Here’s your chance to get a tiny glimpse of what I was like
as a high schooler. Don’t worry, I’ll spare you the terrifying pictures from
freshman year (just starting to grow out my bowl cut—no joke).
Go back in time four years and read the words of Amy the
high school senior:
They say it happens every year: the seniors suddenly
become unbearable.
It’s the pressure, most people say. These kids are going
to be on their own soon, and they’ve got to decide what they’re going to do
with the rest of their lives. Who can blame them for cracking under the
pressure? Or it’s simply the fact that they’re the oldest now, the most
experienced, and feel that they have the right to take charge.

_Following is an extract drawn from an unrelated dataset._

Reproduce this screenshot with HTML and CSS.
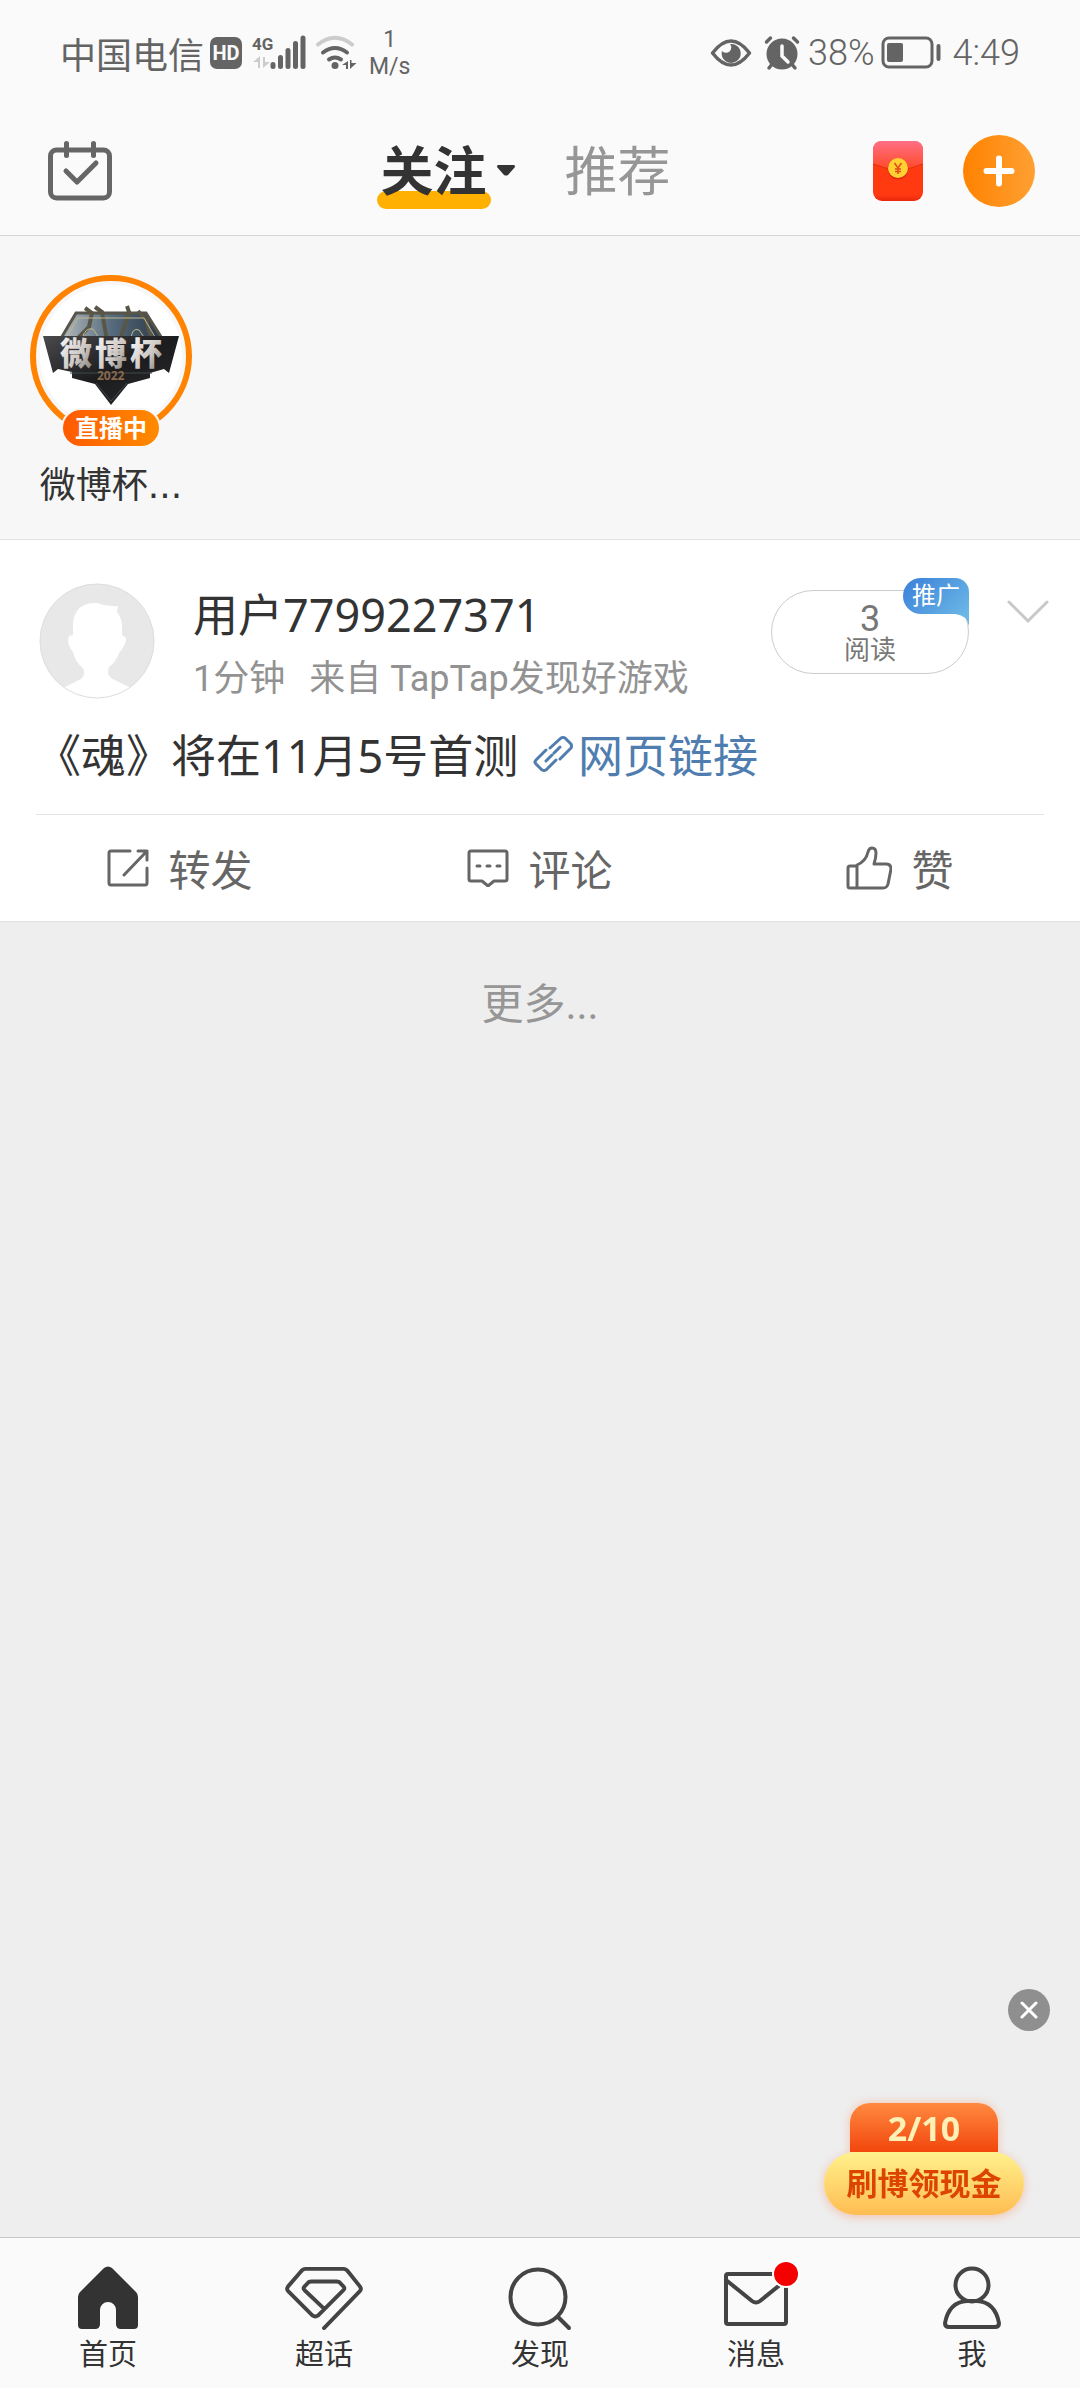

I remember people saying last year, ‘I’m so glad
so-and-so is graduating. She used to be so nice, but something happened her
senior year.’ And I thought to myself, I don’t want anyone saying that
about me. So I decided that I want to make as many people miss me next year
as possible.
Great, goal, right? Make friends, be a good example, don’t
pull rank or slack off just because you’re the big kid in the school. And
that’s what I did my senior year.
Now I’m coming up on another senior year. And this is not my
goal. Not anymore.
(P.S. For those of you waiting for another installment of
“Really Annoying Writing Habits” that I promised last week, sorry. I just
wasn’t feeling the biting sarcasm, especially since it could be interpreted as
directed at others instead of myself. I even edited the “Part One” out of the
title of last Wednesday’s post so you can’t prove I meant to do more in the
series. And this message will also self-destruct.)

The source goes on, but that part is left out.